Emmanuel Macron appears to want the world to stop talking about the brutal beating in Lyon—by leftist activists—that led to the death of Quentin Deranque, a 23-year-old patriotic activist. And it’s no wonder, given that even establishment publications say it could result in a significant political shift—“completing,” as the BBC put it, “the ‘de-demonisation’ of the Rassemblement National so fervently pursued by its leader Marine Le Pen, and making new ‘demons’ out of the radical left.”
As such, the president’s team said on Sunday that it would summon the U.S. ambassador to Paris over comments made by Donald Trump’s administration about the killing.
The U.S. Embassy in Paris on Friday shared a statement from Trump’s Department of State Bureau of Counterterrorism, pointing to information that Deranque was “killed by far-left militants,” and that this should “concern us all.”
Violent left-wing extremism is on the rise, and its role in the death of Quentin Deranque demonstrates the threat it poses to public safety.

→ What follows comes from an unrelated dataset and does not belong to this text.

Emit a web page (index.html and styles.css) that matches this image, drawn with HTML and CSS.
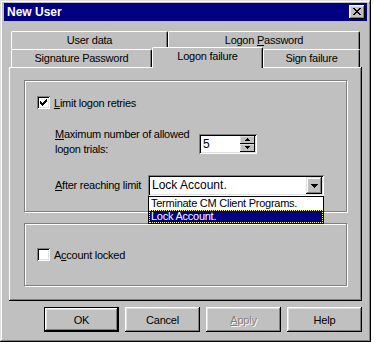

Les informations, corroborées par le ministre français de l'Intérieur, selon lesquelles Quentin Deranque aurait été tué par des militants d'extrême gauche, devraient tous nous préoccuper.
— U.S. Embassy France (@USEmbassyFrance) February 20, 2026
L'extrémisme violent de gauche est en hausse et son rôle dans la mort de Quentin Deranque… https://t.co/90BOijTxhR
Trump’s team also denounced what it called “terrorism” in France.
French Foreign Minister Jean-Noel Barrot later told news outlets, “We reject any attempt to use this tragedy … for political purposes,” adding:
We are going to summon the United States ambassador to France, since the U.S. embassy in France commented on this tragedy … which concerns the national community.
In actual fact, the so-called ‘antifascist’ La Jeune Garde group that has been implicated in the killing—including by Macron’s own team—is understood to have links to other countries, suggesting the scope of this situation is not as limited as the president would like others to believe.
France has similarly bashed Italian Prime Minister Giorgia Meloni for (correctly) describing the crime as “a wound for all of Europe,” by asking Rome not to “comment on what is happening in other countries.”
This is illustrative of Europe’s wider inability to respond to Antifa-linked violence in the same way that, say, Trump’s administration does in the U.S., preferring instead to downplay such bloody attacks and to pretend that they are not parts of a much wider problem.